* [DATA EXTRACT]:
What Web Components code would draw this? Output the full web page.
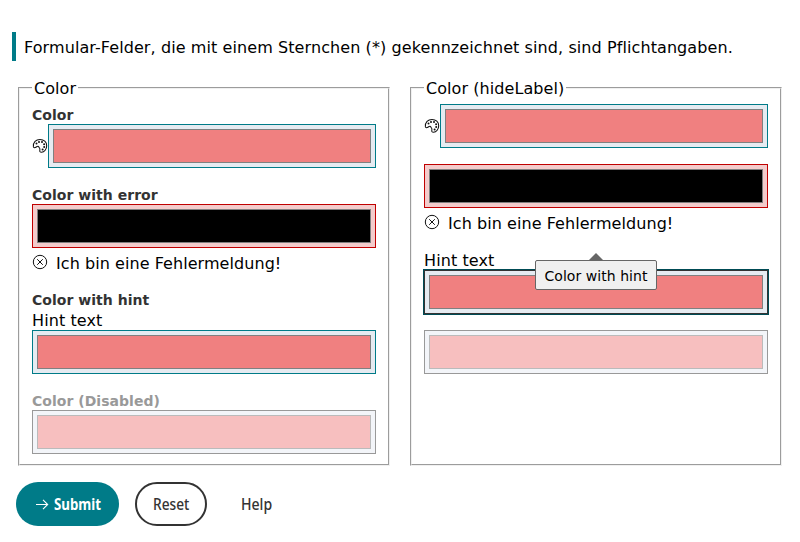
<!DOCTYPE html>
<html lang="de">
<head>
<meta charset="utf-8">
<title>Color inputs</title>
<style>
body{margin:0;background:#fff;color:#000;font:16px/20px "DejaVu Sans",Verdana,sans-serif}
</style>
</head>
<body>
<color-form></color-form>
<script>
const define=(name,html,setup)=>customElements.define(name,class extends HTMLElement{
  connectedCallback(){
    if(this.shadowRoot)return;
    const t=document.createElement('template');
    t.innerHTML=html;
    this.attachShadow({mode:'open'}).append(t.content.cloneNode(true));
    if(setup)setup(this,this.shadowRoot);
  }
});

define('form-notice',`<style>
:host{display:block;box-sizing:border-box;height:29px;border-left:4px solid #007b88;padding:6px 0 0 8px;white-space:nowrap;letter-spacing:.088px}
</style><slot></slot>`);

define('field-group',`<style>
:host{display:block}
fieldset{box-sizing:border-box;height:388px;margin:0;border:2px groove #f0f0f0;padding:6px 12px 10px;min-width:0}
legend{padding:0 2px;height:20px;line-height:21px;white-space:nowrap;letter-spacing:.07px}
.fields{display:flex;flex-direction:column;gap:16px}
</style><fieldset><legend></legend><div class="fields"><slot></slot></div></fieldset>`,
(el,r)=>{r.querySelector('legend').textContent=el.getAttribute('legend')});

define('palette-icon',`<style>
:host{display:block;width:16px;height:16px}svg{display:block}
</style><svg width="16" height="16" viewBox="0 0 16 16" fill="none" stroke="#111" stroke-width="1.05" stroke-linejoin="round" stroke-linecap="round">
<path d="M1.4 8.900C.9 4.400 4 1.400 8 1.400c3.900 0 6.700 2.700 6.700 6.300 0 3.400-2.300 6.600-5.200 6.600-1.500 0-1.900-.8-1.700-1.900.2-.9.4-1.900-.4-2.500-.5-.4-.4-1.500-1.300-1.700-1-.2-1.300.6-2.200 1.100-.9.5-2.200.7-2.500-.4Z"/>
<g fill="#111" stroke="none"><circle cx="4.500" cy="5.400" r="1"/><circle cx="7" cy="3.900" r="1"/><circle cx="10" cy="4.100" r="1"/><circle cx="12.100" cy="6.200" r="1"/><circle cx="12.200" cy="9" r="1"/><circle cx="10.600" cy="11.600" r="1"/></g></svg>`);

define('error-icon',`<style>
:host{display:block;width:16px;height:16px}svg{display:block}
</style><svg width="16" height="16" viewBox="0 0 16 16" fill="none" stroke="#111" stroke-width="1"><circle cx="8" cy="8" r="6.700"/><path d="M5.200 5.200l5.600 5.600M10.800 5.200l-5.600 5.600"/></svg>`);

define('color-field',`<style>
:host{display:block;position:relative}
.label{height:20px;line-height:23px;font-size:14px;font-weight:700;color:#333;white-space:nowrap;letter-spacing:.03px}
:host([hint]) .label{line-height:21px}
.hint{height:20px;line-height:21px;letter-spacing:.1px}
.row{display:flex;align-items:center}
.box{flex:1;box-sizing:border-box;height:44px;padding:4px;border:1px solid #007b88;background:#e6ebf1}
.swatch{box-sizing:border-box;height:34px;border:1px solid #808080;background:#f08080}
.error{display:flex;height:26px;gap:8px;padding-top:6px;box-sizing:border-box;white-space:nowrap;letter-spacing:.06px}
:host([error]) .box{border-color:#c00000;background:#f3cccc}
:host([error]) .swatch{background:#000}
:host([focused]) .box{border-color:#333;box-shadow:0 0 0 1px #004b55}
:host([disabled]) .label{color:#999}
:host([disabled]) .box{border-color:#999;background:#f3f5f9}
:host([disabled]) .swatch{border-color:#bbb;background:#f7bfbf}
.error span{line-height:20px}
</style><div class="body"></div><slot></slot>`,
(el,r)=>{
  const add=(parent,tag,cls,text)=>{const n=document.createElement(tag);if(cls)n.className=cls;if(text)n.textContent=text;parent.append(n);return n};
  const body=r.querySelector('.body'),a=n=>el.getAttribute(n);
  if(a('label'))add(body,'div','label',a('label'));
  if(a('hint'))add(body,'div','hint',a('hint'));
  const row=add(body,'div','row');
  if(el.hasAttribute('icon'))add(row,'palette-icon');
  add(add(row,'div','box'),'div','swatch');
  if(a('error')){const e=add(body,'div','error');add(e,'error-icon');add(e,'span','',a('error'))}
});

define('tool-tip',`<style>
:host{position:absolute;left:111px;top:10px;z-index:2;box-sizing:border-box;width:122px;height:30px;border:1px solid #666;border-radius:2px;background:#f0f0f0;font-size:14px;line-height:30px;text-align:center;white-space:nowrap;letter-spacing:.05px}
:host::before{content:"";position:absolute;left:53px;top:-8px;border:7px solid transparent;border-top:0;border-bottom-color:#666}
</style><slot></slot>`);

define('pill-button',`<style>
:host{display:flex;align-items:center;justify-content:center;box-sizing:border-box;height:44px;width:var(--w);border-radius:22px;color:#333;font:500 16px/20px "Noto Sans",sans-serif}
:host([kind=primary]){background:#007b88;color:#fff;font-weight:700;gap:5px}
:host([kind=outline]){border:2px solid #333}
span{display:block;width:var(--tw);transform:scaleX(var(--sx,1));transform-origin:0 50%;white-space:nowrap}
svg{display:none}:host([kind=primary]) svg{display:block}
</style><svg width="14" height="14" viewBox="0 0 14 14" fill="none" stroke="currentColor" stroke-width="1.100"><path d="M1 7.500h11.700M8 2.800l4.700 4.700L8 12.200"/></svg><span><slot></slot></span>`);

define('color-form',`<style>
:host{display:block;padding:32px 18px 0 12px}
.groups{display:grid;grid-template-columns:372px 372px;gap:20px;margin:17px 0 0 6px}
.actions{display:flex;gap:16px;margin:16px 0 0 4px}
</style>
<form-notice>Formular-Felder, die mit einem Sternchen (*) gekennzeichnet sind, sind Pflichtangaben.</form-notice>
<div class="groups">
<field-group legend="Color">
<color-field label="Color" icon></color-field>
<color-field label="Color with error" error="Ich bin eine Fehlermeldung!"></color-field>
<color-field label="Color with hint" hint="Hint text"></color-field>
<color-field label="Color (Disabled)" disabled></color-field>
</field-group>
<field-group legend="Color (hideLabel)">
<color-field icon></color-field>
<color-field error="Ich bin eine Fehlermeldung!"></color-field>
<color-field hint="Hint text" focused><tool-tip>Color with hint</tool-tip></color-field>
<color-field disabled></color-field>
</field-group>
</div>
<div class="actions">
<pill-button kind="primary" style="--w:103px;--tw:47px;--sx:.83">Submit</pill-button>
<pill-button kind="outline" style="--w:72px;--tw:37px;--sx:.855">Reset</pill-button>
<pill-button style="--w:67px;--tw:32px;--sx:.88">Help</pill-button>
</div>`);
</script>
</body>
</html>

* [AIM]: Gather every line containing the word "this" and copy it.

* [TASK OUTPUT]:
What Web Components code would draw this? Output the full web page.
    if(this.shadowRoot)return;
    this.attachShadow({mode:'open'}).append(t.content.cloneNode(true));
    if(setup)setup(this,this.shadowRoot);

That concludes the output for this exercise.